5) In a conventional life insurance policy, the agent's payments are paid out of the insured's paid premiums, whereas in the Islamic model, the agents work for the company and thus are paid by the company.

6) The insurable interest in the conventional system is usually paid to the policyholder, if he/she is alive at the expiry of the policy. If he/she dies before that date, the insurable interest is paid to the beneficiaries, who may include including family, servants, company, trustee, partners, mortgagor, etc. But under the Islamic model, the insurable interest goes to the assured or his/her heirs, according to the principles of Mirth or Wasiyyah.

Co-operative Insurance

The concept of co-operative insurance is acceptable in Islam because:

a) The policyholders co-operate actively for their common good;

b) Every policyholder pays his subscription in order to help those who need it;

c) It spreads liability in the community by a pooling system;

d) It does not aim at deriving undue advantage for one at the cost of other individuals;

e) The element of uncertainty is eliminated as far as determination of the premiums is
concerned.

An Islamic co-operative insurance contract should embody the following conditions:

a) The company functions according to Islamic co-operative principles.

b) The policyholders have the right to participate in surplus profits and are liable to contribute additional amounts if their subscriptions are not sufficient to meet all the losses. However, it is preferable for such losses to be written off against future surpluses. Shareholders are not entitled to any of the underwriting profits generated by the insurance operations. But, as mudarib (agents), they are entitled to receive a proportion of the profits from the investment of insurance funds, plus, of course, all the profits on the investment of their own capital and any other funds and reserves attributable to them.

c) The company will strictly follow Islamic laws in the matter of investment and will not indulge
in the practice of usury.

d) Policyholders are represented on the Board of Directors and have a right to scrutinise its
accounts.

Gambling and Insurance

There are three main differences between a gambling contract and an insurance contract.

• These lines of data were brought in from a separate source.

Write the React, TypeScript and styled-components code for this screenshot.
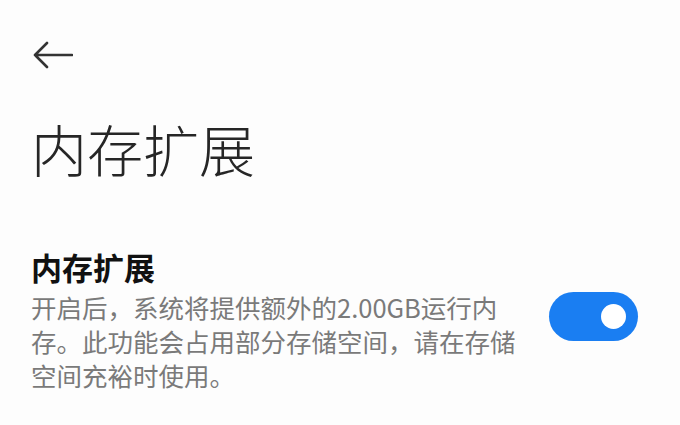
import styled, { createGlobalStyle } from "styled-components";

const GlobalStyle = createGlobalStyle`
    html, body {
        margin: 0;
        padding: 0;
        background: #fdfdfd;
    }
    body {
        font-family: "Noto Sans CJK SC", "Noto Sans", sans-serif;
    }
`;

function BackArrow() {
    return (
        <svg width="40" height="28" viewBox="0 0 40 28" fill="none">
            <path
                d="M2 14 H39 M14 2 L2 14 L14 26"
                stroke="#333"
                strokeWidth="2.6"
                strokeLinecap="round"
                strokeLinejoin="round"
            />
        </svg>
    );
}

function App() {
    return (
        <S.Page>
            <GlobalStyle />
            <S.Header>
                <S.BackButton>
                    <BackArrow />
                </S.BackButton>
            </S.Header>
            <S.Title>内存扩展</S.Title>
            <S.Item>
                <S.ItemText>
                    <S.ItemTitle>内存扩展</S.ItemTitle>
                    <S.ItemDesc>
                        {"开启后，系统将提供额外的2.00GB运行内\n存。此功能会占用部分存储空间，请在存储\n空间充裕时使用。"}
                    </S.ItemDesc>
                </S.ItemText>
                <S.Switch $on={true}>
                    <S.Knob />
                </S.Switch>
            </S.Item>
        </S.Page>
    );
}

const S = {
    Page: styled.div`
        width: 680px;
        height: 425px;
        overflow: hidden;
        background: #fdfdfd;
        padding: 0 42px 0 31px;
        box-sizing: border-box;
        display: flex;
        flex-direction: column;
    `,
    Header: styled.div`
        display: flex;
        align-items: center;
        height: 28px;
        margin-top: 41px;
    `,
    BackButton: styled.div`
        display: flex;
        padding-left: 2px;
    `,
    Title: styled.h1`
        margin: 39px 0 0 0;
        font-size: 56px;
        font-weight: 300;
        line-height: 80px;
        color: #262626;
    `,
    Item: styled.div`
        display: flex;
        align-items: center;
        justify-content: space-between;
        margin-top: 59px;
    `,
    ItemText: styled.div`
        display: flex;
        flex-direction: column;
        gap: 3px;
    `,
    ItemTitle: styled.div`
        font-size: 31px;
        font-weight: 700;
        line-height: 40px;
        color: #111;
    `,
    ItemDesc: styled.div`
        font-size: 25.5px;
        line-height: 34px;
        color: #7a7a7a;
        white-space: pre-line;
    `,
    Switch: styled.div<{ $on: boolean }>`
        width: 89px;
        height: 49px;
        border-radius: 25px;
        background: ${(p) => (p.$on ? "#1a7ef2" : "#d6d6d6")};
        display: flex;
        align-items: center;
        justify-content: ${(p) => (p.$on ? "flex-end" : "flex-start")};
        padding: 0 12px;
        box-sizing: border-box;
        flex-shrink: 0;
        margin-top: -6px;
    `,
    Knob: styled.div`
        width: 25px;
        height: 25px;
        border-radius: 50%;
        background: #fff;
    `,
};

export default App;
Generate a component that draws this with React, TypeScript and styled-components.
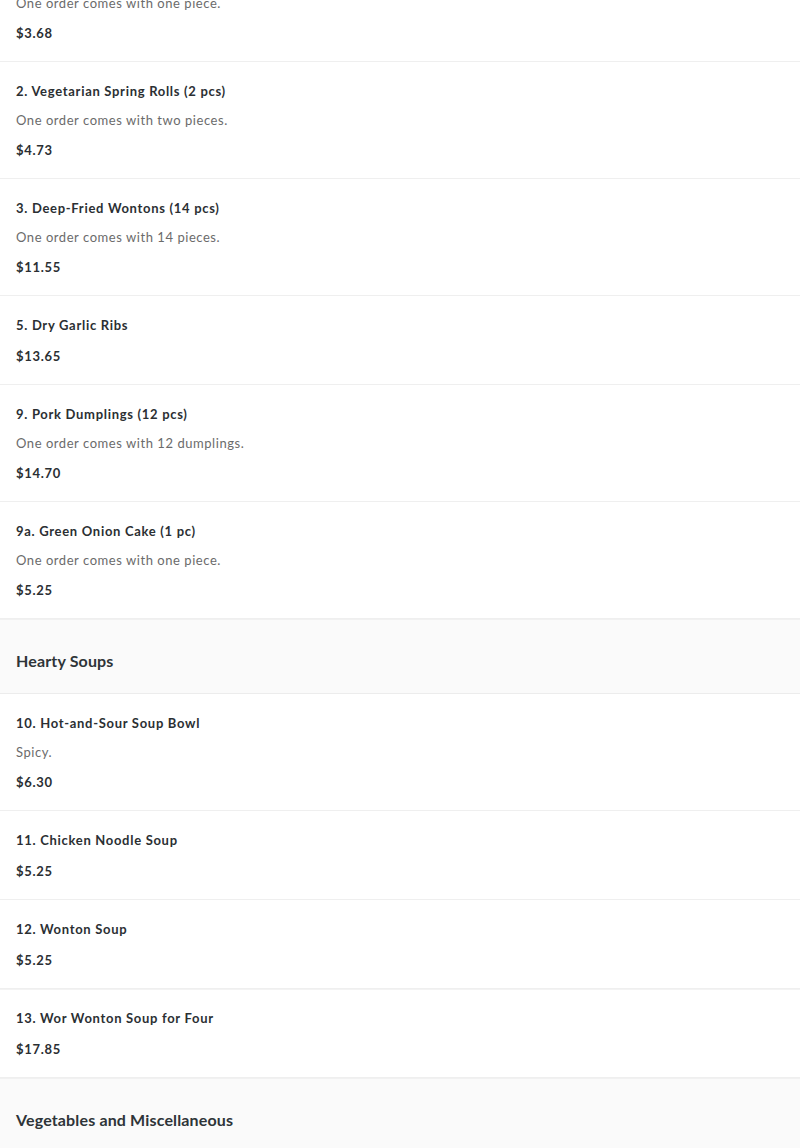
import React from 'react'
import styled, { createGlobalStyle } from 'styled-components';

type Item = { name: string; desc?: string; price: string; split?: boolean };
type Section = { title?: string; items: Item[] };

const sections: Section[] = [
  {
    items: [
      { name: '1. Egg Roll (1 pc)', desc: 'One order comes with one piece.', price: '$3.68' },
      { name: '2. Vegetarian Spring Rolls (2 pcs)', desc: 'One order comes with two pieces.', price: '$4.73' },
      { name: '3. Deep-Fried Wontons (14 pcs)', desc: 'One order comes with 14 pieces.', price: '$11.55' },
      { name: '5. Dry Garlic Ribs', price: '$13.65' },
      { name: '9. Pork Dumplings (12 pcs)', desc: 'One order comes with 12 dumplings.', price: '$14.70' },
      { name: '9a. Green Onion Cake (1 pc)', desc: 'One order comes with one piece.', price: '$5.25' },
    ],
  },
  {
    title: 'Hearty Soups',
    items: [
      { name: '10. Hot-and-Sour Soup Bowl', desc: 'Spicy.', price: '$6.30' },
      { name: '11. Chicken Noodle Soup', price: '$5.25' },
      { name: '12. Wonton Soup', price: '$5.25' },
      { name: '13. Wor Wonton Soup for Four', price: '$17.85', split: true },
    ],
  },
  { title: 'Vegetables and Miscellaneous', items: [] },
];

const App = () => {
  return (
    <>
      <GlobalStyle />
      <S.Menu>
        {sections.map((section, i) => (
          <S.Section key={i}>
            {section.title && <S.SectionHeader>{section.title}</S.SectionHeader>}
            {section.items.map((item) => (
              <S.Row key={item.name} $split={item.split}>
                <S.Name>{item.name}</S.Name>
                {item.desc && <S.Desc>{item.desc}</S.Desc>}
                <S.Price $noDesc={!item.desc}>{item.price}</S.Price>
              </S.Row>
            ))}
          </S.Section>
        ))}
      </S.Menu>
    </>
  )
}

const GlobalStyle = createGlobalStyle`
  html, body {
    margin: 0;
    padding: 0;
    background: #ffffff;
    overflow: hidden;
  }
  body {
    font-family: Lato, "Noto Sans", sans-serif;
    -webkit-font-smoothing: antialiased;
  }
`;

const S = {
  // page is scrolled a little: first item is partly above the fold
  Menu: styled.div`
    display: flex;
    flex-direction: column;
    width: 800px;
    margin-top: -55px;
  `,
  Section: styled.section`
    display: flex;
    flex-direction: column;
  `,
  SectionHeader: styled.h2`
    margin: 0;
    padding: 30px 16px 21px;
    background: #fafafa;
    border-top: 1px solid #f1f1f1;
    border-bottom: 1px solid #ececec;
    font-size: 16px;
    line-height: 22px;
    font-weight: 700;
    letter-spacing: 0.15px;
    color: #2e3438;
  `,
  Row: styled.div<{ $split?: boolean }>`
    display: flex;
    flex-direction: column;
    gap: 9px;
    padding: 19px 16px 18px;
    border-bottom: 1px solid #efefef;
    background: #ffffff;
    ${p => p.$split && `
      border-top: 1px solid #f3f3f3;
      padding-top: 18px;
    `}
  `,
  Name: styled.div`
    font-size: 13px;
    line-height: 20px;
    font-weight: 700;
    letter-spacing: 0.7px;
    color: #2b2f33;
  `,
  Desc: styled.div`
    font-size: 13px;
    line-height: 20px;
    font-weight: 400;
    letter-spacing: 0.55px;
    color: #6b6b6b;
  `,
  Price: styled.div<{ $noDesc?: boolean }>`
    margin-top: ${p => (p.$noDesc ? '2px' : '1px')};
    font-size: 13px;
    line-height: 20px;
    font-weight: 700;
    letter-spacing: 0.7px;
    color: #2b2f33;
  `,
}

export default App
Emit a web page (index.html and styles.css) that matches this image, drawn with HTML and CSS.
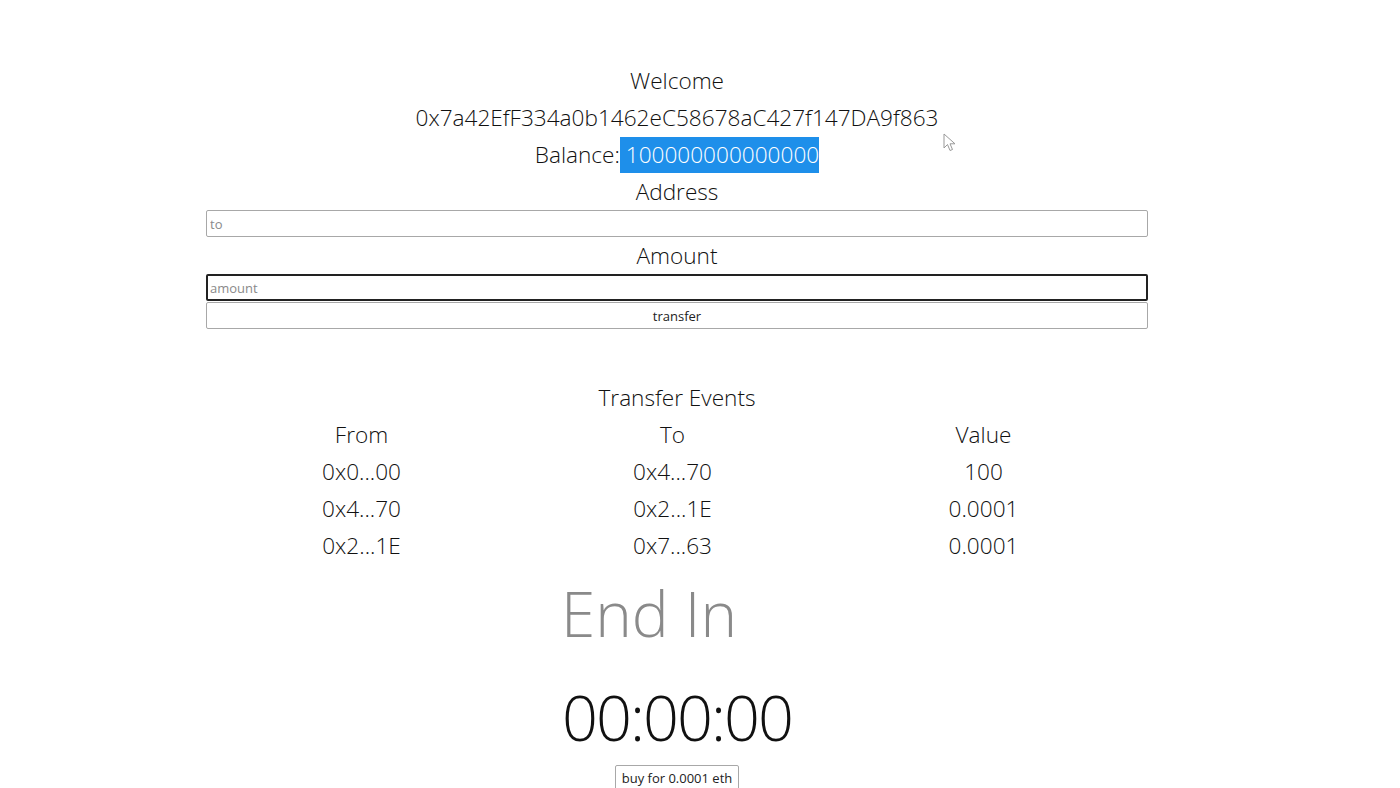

a) In a gambling contract, neither party has any other interest than winning a sum of money. The gambler is not being indemnified against any loss. But, in an insurance contract, the insured's right to be paid depends on his suffering loss from the insured peril. In other words, an insurance contract is a contract of indemnity, which is non-existent in a gambling contract.

b) In the case of gambling, one party must win and the other loses. In insurance, on the other hand, the event entitling the insured to compensation may or may not happen during the period of the policy, but he pays a premium for being protected during that time.

c) If a gambler wins, he gets back not only his original stake but also an additional amount without suffering any loss, whereas an insured person never gets back his premium and is only indemnified to the extent that he has suffered damage.